Collected data:
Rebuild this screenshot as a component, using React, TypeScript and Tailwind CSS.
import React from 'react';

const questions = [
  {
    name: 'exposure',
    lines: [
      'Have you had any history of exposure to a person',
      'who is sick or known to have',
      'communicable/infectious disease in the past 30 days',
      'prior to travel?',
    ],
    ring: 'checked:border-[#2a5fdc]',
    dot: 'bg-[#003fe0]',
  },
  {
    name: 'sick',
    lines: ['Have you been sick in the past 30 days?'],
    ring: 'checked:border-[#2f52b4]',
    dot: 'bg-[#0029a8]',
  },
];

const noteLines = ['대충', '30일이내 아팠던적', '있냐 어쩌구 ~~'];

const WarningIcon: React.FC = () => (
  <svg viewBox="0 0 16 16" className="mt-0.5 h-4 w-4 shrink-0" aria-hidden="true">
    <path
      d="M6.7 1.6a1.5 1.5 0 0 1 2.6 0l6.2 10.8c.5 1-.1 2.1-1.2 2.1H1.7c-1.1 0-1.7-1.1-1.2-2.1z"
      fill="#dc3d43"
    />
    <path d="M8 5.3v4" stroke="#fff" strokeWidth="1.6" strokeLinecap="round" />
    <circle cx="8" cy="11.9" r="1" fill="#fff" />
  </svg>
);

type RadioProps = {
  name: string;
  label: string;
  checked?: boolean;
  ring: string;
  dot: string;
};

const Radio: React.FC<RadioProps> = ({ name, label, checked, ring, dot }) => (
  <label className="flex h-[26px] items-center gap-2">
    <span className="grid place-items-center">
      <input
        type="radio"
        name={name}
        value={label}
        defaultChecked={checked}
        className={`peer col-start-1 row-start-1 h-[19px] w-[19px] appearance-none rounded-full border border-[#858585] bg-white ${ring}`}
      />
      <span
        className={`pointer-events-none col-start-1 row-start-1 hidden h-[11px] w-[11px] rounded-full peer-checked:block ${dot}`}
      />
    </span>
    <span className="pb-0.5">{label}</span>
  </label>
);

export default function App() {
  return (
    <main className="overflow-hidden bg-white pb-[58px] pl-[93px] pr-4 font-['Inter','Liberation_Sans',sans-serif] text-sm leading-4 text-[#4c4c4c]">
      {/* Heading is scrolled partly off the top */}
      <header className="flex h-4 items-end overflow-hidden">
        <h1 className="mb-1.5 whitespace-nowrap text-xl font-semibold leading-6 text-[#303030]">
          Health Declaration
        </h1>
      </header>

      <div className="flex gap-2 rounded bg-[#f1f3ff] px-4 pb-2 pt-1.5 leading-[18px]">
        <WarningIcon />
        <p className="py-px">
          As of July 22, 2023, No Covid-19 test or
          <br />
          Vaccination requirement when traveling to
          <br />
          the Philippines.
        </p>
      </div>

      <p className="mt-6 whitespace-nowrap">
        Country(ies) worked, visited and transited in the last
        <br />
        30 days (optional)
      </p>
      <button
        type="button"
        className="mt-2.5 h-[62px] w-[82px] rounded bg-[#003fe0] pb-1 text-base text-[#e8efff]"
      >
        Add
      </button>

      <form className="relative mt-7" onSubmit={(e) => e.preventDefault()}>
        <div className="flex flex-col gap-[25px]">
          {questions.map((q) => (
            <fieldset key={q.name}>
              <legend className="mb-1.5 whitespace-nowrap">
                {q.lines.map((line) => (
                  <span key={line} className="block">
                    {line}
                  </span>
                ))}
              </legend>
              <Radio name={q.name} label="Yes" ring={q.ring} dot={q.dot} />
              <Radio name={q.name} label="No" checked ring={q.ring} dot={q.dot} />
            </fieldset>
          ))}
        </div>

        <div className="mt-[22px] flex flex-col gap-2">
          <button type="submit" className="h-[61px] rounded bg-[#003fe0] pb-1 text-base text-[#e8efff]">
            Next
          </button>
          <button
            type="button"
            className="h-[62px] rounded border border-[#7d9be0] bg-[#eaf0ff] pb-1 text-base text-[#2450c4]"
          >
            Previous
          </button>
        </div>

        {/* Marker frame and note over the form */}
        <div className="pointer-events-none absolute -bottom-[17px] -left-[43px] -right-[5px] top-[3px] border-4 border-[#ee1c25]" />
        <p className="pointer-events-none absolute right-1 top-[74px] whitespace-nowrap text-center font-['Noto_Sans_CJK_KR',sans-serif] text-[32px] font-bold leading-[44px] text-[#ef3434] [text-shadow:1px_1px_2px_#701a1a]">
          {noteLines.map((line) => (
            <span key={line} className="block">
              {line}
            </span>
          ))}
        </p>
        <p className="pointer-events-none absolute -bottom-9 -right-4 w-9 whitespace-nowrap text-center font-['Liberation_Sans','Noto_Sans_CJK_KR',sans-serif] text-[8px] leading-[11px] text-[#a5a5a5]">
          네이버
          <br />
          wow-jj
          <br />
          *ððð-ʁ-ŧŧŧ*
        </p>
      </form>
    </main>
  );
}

Problem to solve:
Lines from the beginning of the data above through the line containing "import React from 'react';" are to be returned exactly, and no others.

Final result:
Rebuild this screenshot as a component, using React, TypeScript and Tailwind CSS.
import React from 'react';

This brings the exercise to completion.